Raman scattering with strongly coupled vibron-polaritons

Strong coupling between cavity photons and molecular vibrations can lead to the formation of vibron-polaritons. In a recent experiment with PVAc molecules in a metal-metal microcavity [Shalabney et al., Angew. Chem., Int. Ed. 54, 7971 (2015)], such a coupling was observed to enhance the Raman scattering probability by several orders of magnitude. Inspired by this, we theoretically analyze the effect of strong photon-vibron coupling on the Raman scattering amplitude of organic molecules. This problem has recently been addressed by del Pino, Feist, and Garcia-Vidal [J. Phys. Chem. C 119, 29132 (2015)] using exact numerics for a small number of molecules. In this paper we derive compact analytic results for any number of molecules, also including the ultrastrong-coupling regime. Our calculations predict a division of the Raman signal into upper and lower polariton modes, with some enhancement to the lower polariton Raman amplitude due to the mode softening under strong coupling.

Figure 1

(a) Schematic illustration of the vibronic energy levels in the two electronic manifolds (left) and their hybridization with photon number states (right) to form a ladder of polariton states (middle). (b) Cartoon of molecules placed at the antinode of an optical cavity.

Figure 2

Transition probability to the upper and lower polariton in the RWA. Plotted for ${\omega }_c={\omega }_v, S=0.3, N={10}^6$ molecules, and $\mathrm{\Delta }={\omega }_v$. Note that, as discussed in the text, such a value of $\mathrm{\Delta }$ is far smaller than experimentally relevant, and thus exaggerates the size of any effect.

Figure 3

Transition probability to the LP and UP dependence on the vibron-cavity photon detuning in RWA. Red lines: lower polariton, blue lines: upper polariton.
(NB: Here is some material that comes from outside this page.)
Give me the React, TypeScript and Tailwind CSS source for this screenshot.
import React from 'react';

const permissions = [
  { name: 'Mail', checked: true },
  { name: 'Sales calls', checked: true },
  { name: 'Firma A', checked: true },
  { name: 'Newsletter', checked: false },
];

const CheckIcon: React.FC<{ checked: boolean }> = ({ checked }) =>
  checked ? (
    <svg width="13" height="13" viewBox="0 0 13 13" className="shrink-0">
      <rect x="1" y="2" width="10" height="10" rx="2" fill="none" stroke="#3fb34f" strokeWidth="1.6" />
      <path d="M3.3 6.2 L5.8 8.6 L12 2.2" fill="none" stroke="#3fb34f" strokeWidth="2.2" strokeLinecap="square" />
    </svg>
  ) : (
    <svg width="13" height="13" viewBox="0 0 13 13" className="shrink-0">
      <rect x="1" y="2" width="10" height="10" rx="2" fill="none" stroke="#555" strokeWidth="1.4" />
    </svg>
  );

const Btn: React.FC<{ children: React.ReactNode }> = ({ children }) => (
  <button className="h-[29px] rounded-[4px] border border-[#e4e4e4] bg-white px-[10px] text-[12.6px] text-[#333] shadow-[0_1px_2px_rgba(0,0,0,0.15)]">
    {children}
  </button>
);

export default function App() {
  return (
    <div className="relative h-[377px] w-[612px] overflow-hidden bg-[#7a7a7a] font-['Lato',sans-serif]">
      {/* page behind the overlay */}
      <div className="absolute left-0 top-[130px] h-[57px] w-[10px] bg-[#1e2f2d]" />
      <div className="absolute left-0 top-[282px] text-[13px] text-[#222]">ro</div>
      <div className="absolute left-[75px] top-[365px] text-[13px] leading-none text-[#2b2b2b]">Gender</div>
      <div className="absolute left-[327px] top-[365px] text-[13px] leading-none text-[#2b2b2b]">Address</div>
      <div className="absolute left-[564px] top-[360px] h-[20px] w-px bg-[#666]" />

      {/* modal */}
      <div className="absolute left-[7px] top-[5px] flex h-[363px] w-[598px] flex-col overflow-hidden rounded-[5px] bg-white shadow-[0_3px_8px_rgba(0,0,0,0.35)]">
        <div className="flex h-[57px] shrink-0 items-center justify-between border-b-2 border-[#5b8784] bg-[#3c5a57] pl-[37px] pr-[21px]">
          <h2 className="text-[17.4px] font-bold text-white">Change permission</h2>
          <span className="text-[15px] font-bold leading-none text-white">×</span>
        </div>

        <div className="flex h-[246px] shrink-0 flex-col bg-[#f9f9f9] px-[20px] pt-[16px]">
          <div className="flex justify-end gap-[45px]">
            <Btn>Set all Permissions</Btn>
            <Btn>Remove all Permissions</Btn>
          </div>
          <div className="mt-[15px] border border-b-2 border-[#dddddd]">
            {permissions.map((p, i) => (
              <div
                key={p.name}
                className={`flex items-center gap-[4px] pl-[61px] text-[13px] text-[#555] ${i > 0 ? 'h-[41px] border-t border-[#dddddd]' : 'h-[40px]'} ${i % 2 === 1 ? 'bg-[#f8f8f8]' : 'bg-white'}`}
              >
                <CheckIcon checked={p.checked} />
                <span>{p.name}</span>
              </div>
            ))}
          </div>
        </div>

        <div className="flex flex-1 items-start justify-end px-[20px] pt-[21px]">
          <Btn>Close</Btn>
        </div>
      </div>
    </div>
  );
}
Solid lines correspond to $G\sqrt{N}=0.1{\omega }_v$, and dashed lines to $G\sqrt{N}=0.2{\omega }_v$.

Figure 4

Transition probability to the upper and lower polariton beyond the RWA, including $A^2$ terms. Thick lines plotted for $\delta {\omega }_v=0$, thin lines for $\delta {\omega }_v=-0.5{\omega }_v$. Other parameters as for Fig. 2.